The documentation procedure has so far completed recording evidence of 12 survivors and witnesses of the massacre. The memorial's website shows photos of 15 historical witnesses to the massacre.
Zhu said previous to this, testimonies collected were mainly in a written form over the past twenty years, as well as a smaller number of audio-visual testimonies that were filmed in the 1990's.
The USC Shoah Foundation, the institute for visual history and education under the University of Southern California, has collaborated with the memorial in the archive collection.
"So many Holocaust survivors have told us that it's not enough to say 'never again' and ignore the suffering of others," said Stephen D. Smith, executive director of the foundation. "The effort to preserve memories of survivors of the 1937 Nanjing Massacre is not only a natural step for the USC Shoah Foundation, it's a responsibility that we all share together."
Cecilia Chan, president of the Siezen Foundation, which provides funding for the memorial, said when attending the Nanjing Massacre anniversary peace rally on Dec. 13 last year, "People need to learn from atrocities such as the Holocaust, the Nanjing Massacre, and other horrific acts of violence. By enabling students to know history through studies of survivors' testimonies, we can create sustainable behavioral changes in individuals as well as increase positive outcomes in the world."
Zhu said Chinese people are concerned about a resurrection of Japanese militarism.
Nanjing holds a peace rally every year on the anniversary of the 1937 massacre.
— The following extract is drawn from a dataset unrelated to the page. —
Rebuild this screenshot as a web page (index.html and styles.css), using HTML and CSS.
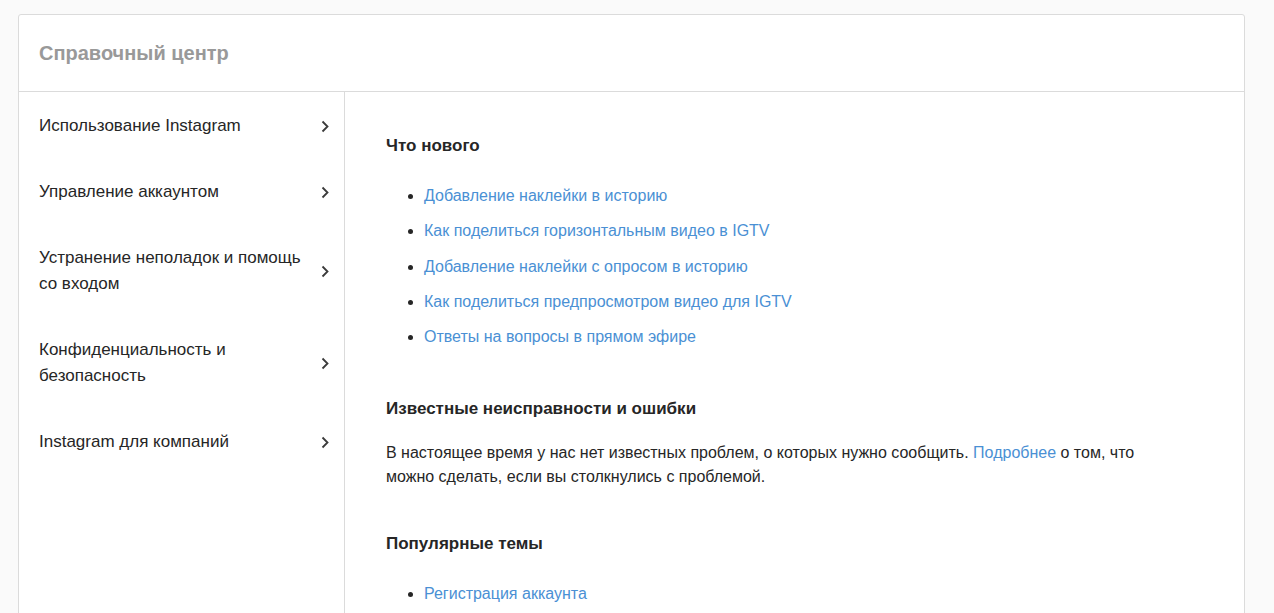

Survivors and witnesses of the massacre, their offsprings, and people from around the world including those from Japan attend the rally.
At the rally in Nanjing last year, Daito Satoshi of the Kyoto-based Enkoji Temple donated six items, including a newspaper, the Tokyo Asahi Shimbun dated Dec. 12, 1937. It reported that Japanese troops had occupied Nanjing.
Daito said that though some right-wing Japanese deny the massacre, there are plenty of people like himself who are collecting evidence and will continue to do so.